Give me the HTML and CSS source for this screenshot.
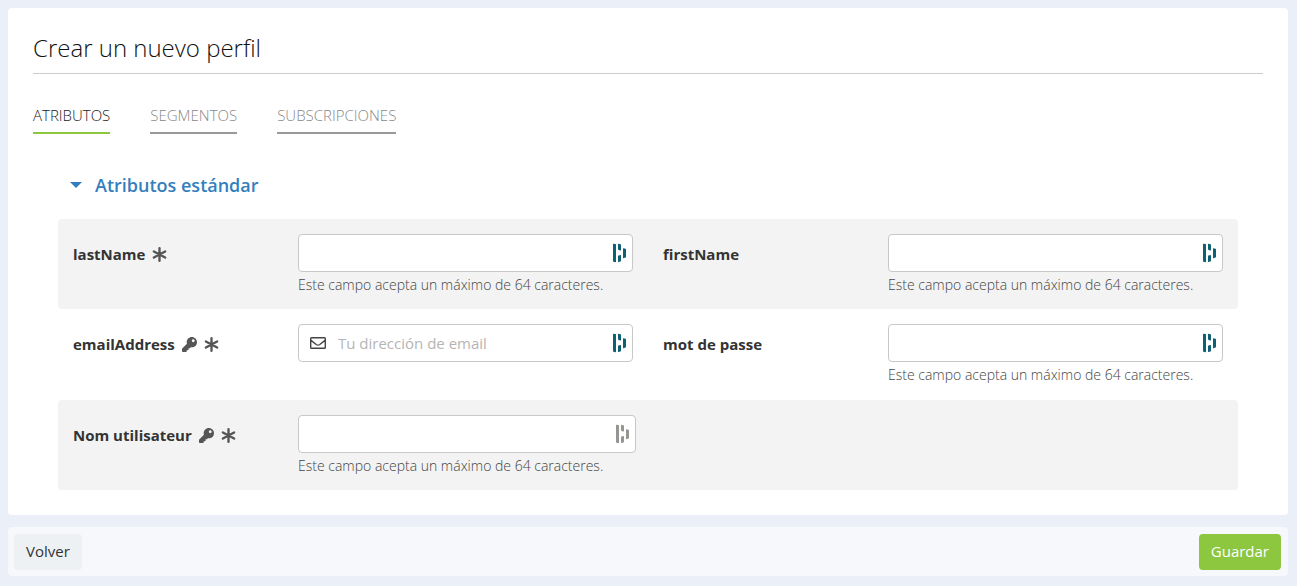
FILE: index.html
```html
<!DOCTYPE html>
<html lang="es">
<head>
<meta charset="utf-8">
<title>Crear un nuevo perfil</title>
<link rel="stylesheet" href="styles.css">
</head>
<body>
<svg class="sprite" aria-hidden="true">
  <symbol id="asterisk" viewBox="0 0 16 16"><path d="M8 1.300v13.400M2 4.700l12 6.600M14 4.700L2 11.300" fill="none" stroke="currentColor" stroke-width="2.500" stroke-linecap="round"/></symbol>
  <symbol id="key" viewBox="0 0 512 512"><path fill="currentColor" d="M512 176.001C512 273.203 433.202 352 336 352c-11.22 0-22.19-1.062-32.827-3.069l-24.012 27.014A23.999 23.999 0 0 1 261.223 384H224v40c0 13.255-10.745 24-24 24h-40v40c0 13.255-10.745 24-24 24H24c-13.255 0-24-10.745-24-24v-78.059c0-6.365 2.529-12.47 7.029-16.971l161.802-161.802C163.108 213.814 160 195.271 160 176 160 78.798 238.797.001 335.999 0 433.488-.001 512 78.511 512 176.001zM336 128c0 26.51 21.49 48 48 48s48-21.49 48-48-21.49-48-48-48-48 21.49-48 48z"/></symbol>
  <symbol id="envelope" viewBox="0 0 16 16"><path d="M1.500 2.800h13a.8.8 0 0 1 .8.8v8.800a.8.8 0 0 1-.8.8h-13a.8.8 0 0 1-.8-.8V3.600a.8.8 0 0 1 .8-.8zM1 5.400l5.200 4.100q1.800 1.300 3.600 0L15 5.400" fill="none" stroke="currentColor" stroke-width="1.400"/></symbol>
  <symbol id="vault" viewBox="0 0 14 20"><path fill="currentColor" d="M0 1.200Q0 .6.600.7L2.500 1.100Q3 1.200 3 1.800V18.600Q3 19.300 2.400 19.200L.5 18.800Q0 18.700 0 18.100zM5 1.200Q5 .6 5.600.8L7.500 1.300Q8 1.500 8 2.100V7Q8 7.600 7.400 7.400L5.500 6.900Q5 6.700 5 6.100zM5 13.100Q5 12.500 5.500 12.400L7.500 11.900Q8 11.800 8 12.400V17.500Q8 18.200 7.500 18.400L5.500 19.100Q5 19.300 5 18.700zM10 5.800Q10 5.200 10.600 5.300L12.500 5.800Q13 6 13 6.600V13.800Q13 14.400 12.500 14.600L10.500 15.200Q10 15.300 10 14.700z"/></symbol>
</svg>
<form class="page">
  <main class="card">
    <h1 class="title">Crear un nuevo perfil</h1>
    <nav class="tabs">
      <a class="tab tab-active" href="#atributos">ATRIBUTOS</a>
      <a class="tab" href="#segmentos">SEGMENTOS</a>
      <a class="tab" href="#subscripciones">SUBSCRIPCIONES</a>
    </nav>
    <section class="attributes" id="atributos">
      <h2 class="section-title"><button class="toggle" type="button" aria-expanded="true"><span class="caret"></span>Atributos estándar</button></h2>
      <div class="row shaded">
        <div class="field">
          <div class="label"><label for="last">lastName</label><svg class="icon"><use href="#asterisk"/></svg></div>
          <div class="control">
            <div class="box"><input class="input" id="last" type="text"><svg class="vault"><use href="#vault"/></svg></div>
            <p class="help">Este campo acepta un máximo de 64 caracteres.</p>
          </div>
        </div>
        <div class="field">
          <div class="label"><label for="first">firstName</label></div>
          <div class="control">
            <div class="box"><input class="input" id="first" type="text"><svg class="vault"><use href="#vault"/></svg></div>
            <p class="help">Este campo acepta un máximo de 64 caracteres.</p>
          </div>
        </div>
      </div>
      <div class="row row-plain">
        <div class="field">
          <div class="label"><label for="email">emailAddress</label><svg class="icon"><use href="#key"/></svg><svg class="icon"><use href="#asterisk"/></svg></div>
          <div class="control">
            <div class="box"><svg class="envelope"><use href="#envelope"/></svg><input class="input" id="email" type="email" placeholder="Tu dirección de email"><svg class="vault"><use href="#vault"/></svg></div>
          </div>
        </div>
        <div class="field">
          <div class="label"><label for="pass">mot de passe</label></div>
          <div class="control">
            <div class="box"><input class="input" id="pass" type="password"><svg class="vault"><use href="#vault"/></svg></div>
            <p class="help">Este campo acepta un máximo de 64 caracteres.</p>
          </div>
        </div>
      </div>
      <div class="row shaded">
        <div class="field field-wide">
          <div class="label"><label for="user">Nom utilisateur</label><svg class="icon"><use href="#key"/></svg><svg class="icon"><use href="#asterisk"/></svg></div>
          <div class="control">
            <div class="box"><input class="input" id="user" type="text"><svg class="vault vault-muted"><use href="#vault"/></svg></div>
            <p class="help">Este campo acepta un máximo de 64 caracteres.</p>
          </div>
        </div>
      </div>
    </section>
  </main>
  <footer class="actions">
    <button class="button" type="button">Volver</button>
    <button class="button button-primary" type="submit">Guardar</button>
  </footer>
</form>
</body>
</html>
```
FILE: styles.css
```css
* { box-sizing: border-box; }
body {
  margin: 0;
  background: #eaeff8;
  color: #333;
  font: 15px/20px "Open Sans", sans-serif;
}
.sprite { position: absolute; width: 0; height: 0; }
.page {
  display: flex;
  flex-direction: column;
  gap: 12px;
  padding: 8px 9px 10px 8px;
}
.card {
  padding: 24px 25px 25px;
  border-radius: 4px;
  background: #fff;
}
.title {
  margin: 0;
  padding-bottom: 9px;
  border-bottom: 1px solid #ccc;
  color: #111;
  font-size: 24px;
  line-height: 32px;
  font-weight: 300;
}
.tabs { display: flex; gap: 40px; padding-top: 30px; }
.tab {
  padding: 1px 0 7px;
  border-bottom: 2px solid #999;
  color: #888;
  font-weight: 300;
  text-decoration: none;
}
.tab-active { border-color: #8dc63f; color: #222; }
.attributes { padding: 39px 25px 0; }
.section-title { margin: 0 0 22px; font-size: 18px; line-height: 24px; }
.toggle {
  display: flex;
  align-items: center;
  gap: 13px;
  padding: 0 0 0 12px;
  border: 0;
  background: none;
  color: #337fbe;
  font: inherit;
  font-weight: 600;
}
.caret {
  border: 6px solid transparent;
  border-top: 6px solid #337fbe;
  border-bottom: 0;
}
.row {
  display: grid;
  grid-template-columns: 1fr 1fr;
  padding: 15px 0 14px;
  border-radius: 4px;
}
.row-plain { padding-bottom: 15px; }
.shaded { background: #f3f3f3; }
.field {
  display: grid;
  grid-template-columns: 225px 1fr;
  padding: 0 15px;
}
.field-wide { padding-right: 12px; }
.label {
  display: flex;
  align-items: center;
  gap: 7px;
  height: 40px;
  font-weight: 700;
}
.icon { width: 15px; height: 15px; color: #555; }
.box {
  display: flex;
  align-items: center;
  height: 38px;
  padding: 0 5px 0 11px;
  border: 1px solid #c8c8c8;
  border-radius: 4px;
  background: #fff;
}
.input {
  flex: 1;
  min-width: 0;
  padding: 0;
  border: 0;
  outline: 0;
  background: none;
  color: #333;
  font: inherit;
}
.input::placeholder { color: #b5b5b5; opacity: 1; }
.envelope { width: 16px; height: 16px; margin-right: 12px; color: #444; }
.vault { width: 14px; height: 20px; color: #0e6075; }
.vault-muted { color: #979592; }
.help {
  margin: 3px 0 0;
  color: #444;
  font-size: 14px;
  font-weight: 300;
}
.actions {
  display: flex;
  justify-content: space-between;
  padding: 7px 7px 6px 6px;
  border-radius: 4px;
  background: #f6f8fc;
}
.button {
  height: 36px;
  padding: 0 12px 2px;
  border: 0;
  border-radius: 4px;
  background: #edf1f4;
  color: #333;
  font: inherit;
}
.button-primary { background: #8dc63f; color: #fff; }
```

-- -- --

● EXERCISE DIRECTIONS:
Write out every line above exactly as it is, leaving out the pictures.

● SOLUTION FOR THIS EXERCISE:
Give me the HTML and CSS source for this screenshot.
FILE: index.html
```html
<!DOCTYPE html>
<html lang="es">
<head>
<meta charset="utf-8">
<title>Crear un nuevo perfil</title>
<link rel="stylesheet" href="styles.css">
</head>
<body>
<svg class="sprite" aria-hidden="true">
  <symbol id="asterisk" viewBox="0 0 16 16"><path d="M8 1.300v13.400M2 4.700l12 6.600M14 4.700L2 11.300" fill="none" stroke="currentColor" stroke-width="2.500" stroke-linecap="round"/></symbol>
  <symbol id="key" viewBox="0 0 512 512"><path fill="currentColor" d="M512 176.001C512 273.203 433.202 352 336 352c-11.22 0-22.19-1.062-32.827-3.069l-24.012 27.014A23.999 23.999 0 0 1 261.223 384H224v40c0 13.255-10.745 24-24 24h-40v40c0 13.255-10.745 24-24 24H24c-13.255 0-24-10.745-24-24v-78.059c0-6.365 2.529-12.47 7.029-16.971l161.802-161.802C163.108 213.814 160 195.271 160 176 160 78.798 238.797.001 335.999 0 433.488-.001 512 78.511 512 176.001zM336 128c0 26.51 21.49 48 48 48s48-21.49 48-48-21.49-48-48-48-48 21.49-48 48z"/></symbol>
  <symbol id="envelope" viewBox="0 0 16 16"><path d="M1.500 2.800h13a.8.8 0 0 1 .8.8v8.800a.8.8 0 0 1-.8.8h-13a.8.8 0 0 1-.8-.8V3.600a.8.8 0 0 1 .8-.8zM1 5.400l5.200 4.100q1.800 1.300 3.600 0L15 5.400" fill="none" stroke="currentColor" stroke-width="1.400"/></symbol>
  <symbol id="vault" viewBox="0 0 14 20"><path fill="currentColor" d="M0 1.200Q0 .6.600.7L2.500 1.100Q3 1.200 3 1.800V18.600Q3 19.300 2.400 19.200L.5 18.800Q0 18.700 0 18.100zM5 1.200Q5 .6 5.600.8L7.500 1.300Q8 1.500 8 2.100V7Q8 7.600 7.400 7.400L5.500 6.900Q5 6.700 5 6.100zM5 13.100Q5 12.500 5.500 12.400L7.500 11.900Q8 11.800 8 12.400V17.500Q8 18.200 7.500 18.400L5.500 19.100Q5 19.300 5 18.700zM10 5.800Q10 5.200 10.600 5.300L12.500 5.800Q13 6 13 6.600V13.800Q13 14.400 12.500 14.600L10.500 15.200Q10 15.300 10 14.700z"/></symbol>
</svg>
<form class="page">
  <main class="card">
    <h1 class="title">Crear un nuevo perfil</h1>
    <nav class="tabs">
      <a class="tab tab-active" href="#atributos">ATRIBUTOS</a>
      <a class="tab" href="#segmentos">SEGMENTOS</a>
      <a class="tab" href="#subscripciones">SUBSCRIPCIONES</a>
    </nav>
    <section class="attributes" id="atributos">
      <h2 class="section-title"><button class="toggle" type="button" aria-expanded="true"><span class="caret"></span>Atributos estándar</button></h2>
      <div class="row shaded">
        <div class="field">
          <div class="label"><label for="last">lastName</label><svg class="icon"><use href="#asterisk"/></svg></div>
          <div class="control">
            <div class="box"><input class="input" id="last" type="text"><svg class="vault"><use href="#vault"/></svg></div>
            <p class="help">Este campo acepta un máximo de 64 caracteres.</p>
          </div>
        </div>
        <div class="field">
          <div class="label"><label for="first">firstName</label></div>
          <div class="control">
            <div class="box"><input class="input" id="first" type="text"><svg class="vault"><use href="#vault"/></svg></div>
            <p class="help">Este campo acepta un máximo de 64 caracteres.</p>
          </div>
        </div>
      </div>
      <div class="row row-plain">
        <div class="field">
          <div class="label"><label for="email">emailAddress</label><svg class="icon"><use href="#key"/></svg><svg class="icon"><use href="#asterisk"/></svg></div>
          <div class="control">
            <div class="box"><svg class="envelope"><use href="#envelope"/></svg><input class="input" id="email" type="email" placeholder="Tu dirección de email"><svg class="vault"><use href="#vault"/></svg></div>
          </div>
        </div>
        <div class="field">
          <div class="label"><label for="pass">mot de passe</label></div>
          <div class="control">
            <div class="box"><input class="input" id="pass" type="password"><svg class="vault"><use href="#vault"/></svg></div>
            <p class="help">Este campo acepta un máximo de 64 caracteres.</p>
          </div>
        </div>
      </div>
      <div class="row shaded">
        <div class="field field-wide">
          <div class="label"><label for="user">Nom utilisateur</label><svg class="icon"><use href="#key"/></svg><svg class="icon"><use href="#asterisk"/></svg></div>
          <div class="control">
            <div class="box"><input class="input" id="user" type="text"><svg class="vault vault-muted"><use href="#vault"/></svg></div>
            <p class="help">Este campo acepta un máximo de 64 caracteres.</p>
          </div>
        </div>
      </div>
    </section>
  </main>
  <footer class="actions">
    <button class="button" type="button">Volver</button>
    <button class="button button-primary" type="submit">Guardar</button>
  </footer>
</form>
</body>
</html>
```
FILE: styles.css
```css
* { box-sizing: border-box; }
body {
  margin: 0;
  background: #eaeff8;
  color: #333;
  font: 15px/20px "Open Sans", sans-serif;
}
.sprite { position: absolute; width: 0; height: 0; }
.page {
  display: flex;
  flex-direction: column;
  gap: 12px;
  padding: 8px 9px 10px 8px;
}
.card {
  padding: 24px 25px 25px;
  border-radius: 4px;
  background: #fff;
}
.title {
  margin: 0;
  padding-bottom: 9px;
  border-bottom: 1px solid #ccc;
  color: #111;
  font-size: 24px;
  line-height: 32px;
  font-weight: 300;
}
.tabs { display: flex; gap: 40px; padding-top: 30px; }
.tab {
  padding: 1px 0 7px;
  border-bottom: 2px solid #999;
  color: #888;
  font-weight: 300;
  text-decoration: none;
}
.tab-active { border-color: #8dc63f; color: #222; }
.attributes { padding: 39px 25px 0; }
.section-title { margin: 0 0 22px; font-size: 18px; line-height: 24px; }
.toggle {
  display: flex;
  align-items: center;
  gap: 13px;
  padding: 0 0 0 12px;
  border: 0;
  background: none;
  color: #337fbe;
  font: inherit;
  font-weight: 600;
}
.caret {
  border: 6px solid transparent;
  border-top: 6px solid #337fbe;
  border-bottom: 0;
}
.row {
  display: grid;
  grid-template-columns: 1fr 1fr;
  padding: 15px 0 14px;
  border-radius: 4px;
}
.row-plain { padding-bottom: 15px; }
.shaded { background: #f3f3f3; }
.field {
  display: grid;
  grid-template-columns: 225px 1fr;
  padding: 0 15px;
}
.field-wide { padding-right: 12px; }
.label {
  display: flex;
  align-items: center;
  gap: 7px;
  height: 40px;
  font-weight: 700;
}
.icon { width: 15px; height: 15px; color: #555; }
.box {
  display: flex;
  align-items: center;
  height: 38px;
  padding: 0 5px 0 11px;
  border: 1px solid #c8c8c8;
  border-radius: 4px;
  background: #fff;
}
.input {
  flex: 1;
  min-width: 0;
  padding: 0;
  border: 0;
  outline: 0;
  background: none;
  color: #333;
  font: inherit;
}
.input::placeholder { color: #b5b5b5; opacity: 1; }
.envelope { width: 16px; height: 16px; margin-right: 12px; color: #444; }
.vault { width: 14px; height: 20px; color: #0e6075; }
.vault-muted { color: #979592; }
.help {
  margin: 3px 0 0;
  color: #444;
  font-size: 14px;
  font-weight: 300;
}
.actions {
  display: flex;
  justify-content: space-between;
  padding: 7px 7px 6px 6px;
  border-radius: 4px;
  background: #f6f8fc;
}
.button {
  height: 36px;
  padding: 0 12px 2px;
  border: 0;
  border-radius: 4px;
  background: #edf1f4;
  color: #333;
  font: inherit;
}
.button-primary { background: #8dc63f; color: #fff; }
```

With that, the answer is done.